Escape analysis (full scope analysis proposal)

Wed Oct 29 04:28:55 PDT 2008

On 2008-10-28 23:52:04 -0400, "Robert Jacques" <sandford at jhu.edu> said:

> I've run across some academic work on ownership types which seems 
> relevant  to this discussion on share/local/scope/noscope.

I haven't read the paper yet, but the overview seems to go in the same 
direction as I was thinking.

Basically, all the scope variables you can get are guarentied to be in 
the current or in some ansestry scope. To allow a reference to a scope 
variable, or a scope function, to be put inside a member of a struct or 
class, you only need to prove that the struct or class lifetime is 
smaller or equal to the one of the reference to your scope variable. If 
you could tell to the compiler the scope relationship of the various 
arguments, then you'd have pretty good scope analysis.
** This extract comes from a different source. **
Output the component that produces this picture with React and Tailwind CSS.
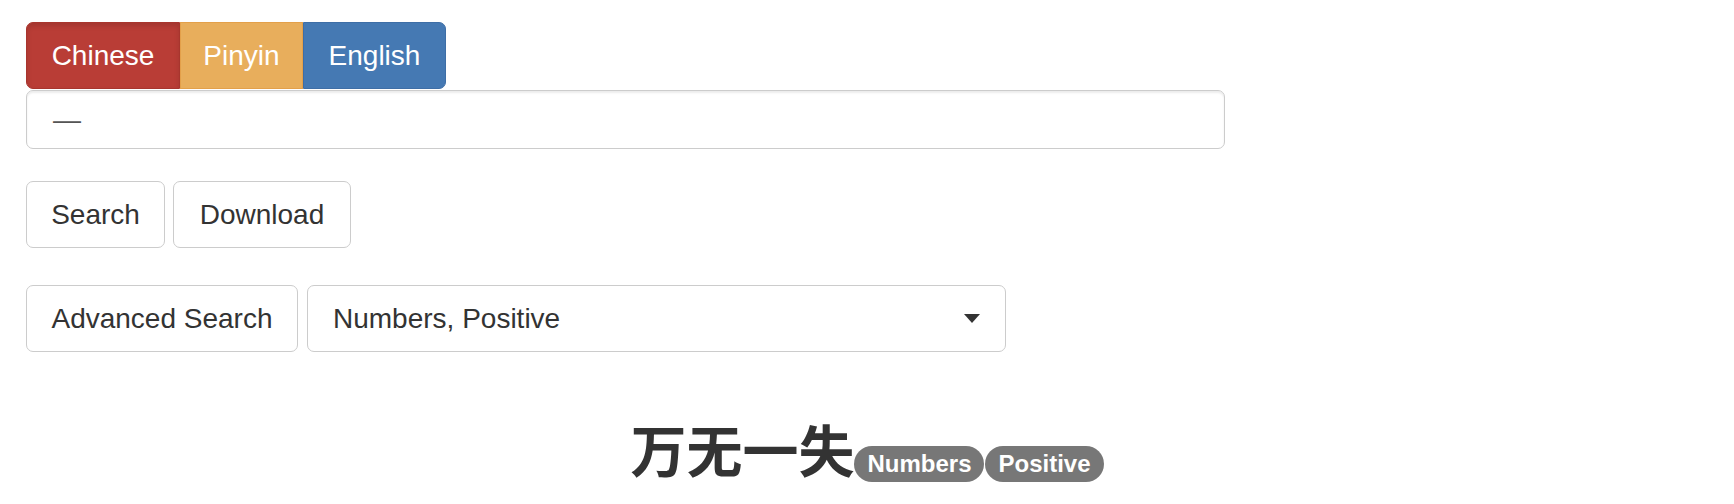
import React from 'react';

const Tab = ({ label, className }) => (
    <div className={`h-[67px] flex items-center justify-center border text-white ${className}`}>
        {label}
    </div>
);

const Btn = ({ children, className = '' }) => (
    <div className={`h-[67px] flex items-center border border-[#ccc] rounded-[7px] bg-white text-[#333] ${className}`}>
        {children}
    </div>
);

const App = () => {
    return (
        <div className="min-h-[504px] bg-white px-[26px] pt-[22px] text-[28px] text-[#333] font-['Liberation_Sans','Noto_Sans_CJK_SC',sans-serif]">
            {/* language tabs */}
            <div className="flex">
                <Tab label="Chinese" className="w-[154px] bg-[#b93d36] border-[#a8352e] rounded-l-[7px] shadow-[inset_0_3px_5px_rgba(0,0,0,0.12)]" />
                <Tab label="Pinyin" className="w-[123px] bg-[#e8ae5c] border-[#e3a04a]" />
                <Tab label="English" className="w-[143px] bg-[#4579b3] border-[#3e6ea6] rounded-r-[7px]" />
            </div>

            {/* query input */}
            <div className="mt-px w-[1199px] h-[59px] flex items-center px-[26px] border border-[#ccc] rounded-[7px] text-[#555] shadow-[inset_0_2px_2px_rgba(0,0,0,0.075)]">
                —
            </div>

            <div className="mt-[32px] flex gap-[8px]">
                <Btn className="w-[139px] justify-center">Search</Btn>
                <Btn className="w-[178px] justify-center">Download</Btn>
            </div>

            <div className="mt-[37px] flex gap-[9px]">
                <Btn className="w-[272px] justify-center">Advanced Search</Btn>
                <Btn className="w-[699px] justify-between pl-[25px] pr-[25px]">
                    <span>Numbers, Positive</span>
                    <svg width="16" height="9" viewBox="0 0 16 9">
                        <path d="M0 0 L16 0 L8 9 Z" fill="#333" />
                    </svg>
                </Btn>
            </div>

            <div className="mt-[70px] text-center">
                <span className="text-[56px] leading-[62px] font-bold">万无一失</span>
                <span className="inline-block rounded-full bg-[#777] text-white text-[24px] leading-[24px] font-bold px-[13px] py-[6px]">Numbers</span>
                <span className="inline-block rounded-full bg-[#777] text-white text-[24px] leading-[24px] font-bold px-[13px] py-[6px] ml-px">Positive</span>
            </div>
        </div>
    );
};

export default App;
For instance, with this syntax, we could define i to be available 
during the whole lifetime of o:

	void foo(scope MyObject o, scope(o) int* i)
	{
		o.i = i;
	}

So you could do:

	void bar()
	{
		scope int i;
		scope MyObject o = new MyObject;
		foo(o, &i);
	}

And the compiler would let it pass because foo guarenties not to keep 
references to i outside of o's scope, and o's scope is the same as i.

Or you could do:

	void test1()
	{
		int i;
		test2(&i);
	}

	void test2(scope int* i)
	{
		scope o = new MyObject;
		foo(o, &i);
	}

Again, the compiler can statically check that test2 won't keep a 
reference to i outside of the caller's scope (test1) because o scope is 
limited to test2.

And if you try the reverse:

	void test1()
	{
		scope o = new MyObject;
		test2(o);
	}

	void test2(scope MyObject o)
	{
		int i;
		foo(o, &i);
	}

Then the compiler could determine automatically that i needs to escape 
test2's scope and allocate the variable on the heap to make its 
lifetime as long as the object's scope (as it does currently with 
nested functions) [see my reserves to this in post scriptum]. This 
could be avoided by explictly binding i to the current scope, in which 
case the compiler could issue a scope error:

	void test2(scope MyObject o)
	{
		scope int i;
		foo(o, &i); // error, i scope needs to match o's, but i is bound to 
the current scope.
	}

Interistingly, with this scheme, assuming your function arguments are 
properly scope-labeled, you never need to allocate variables on the 
heap explicitly anymore, the compiler can take care of it for you when 
the use of the variable inside the function body requires it.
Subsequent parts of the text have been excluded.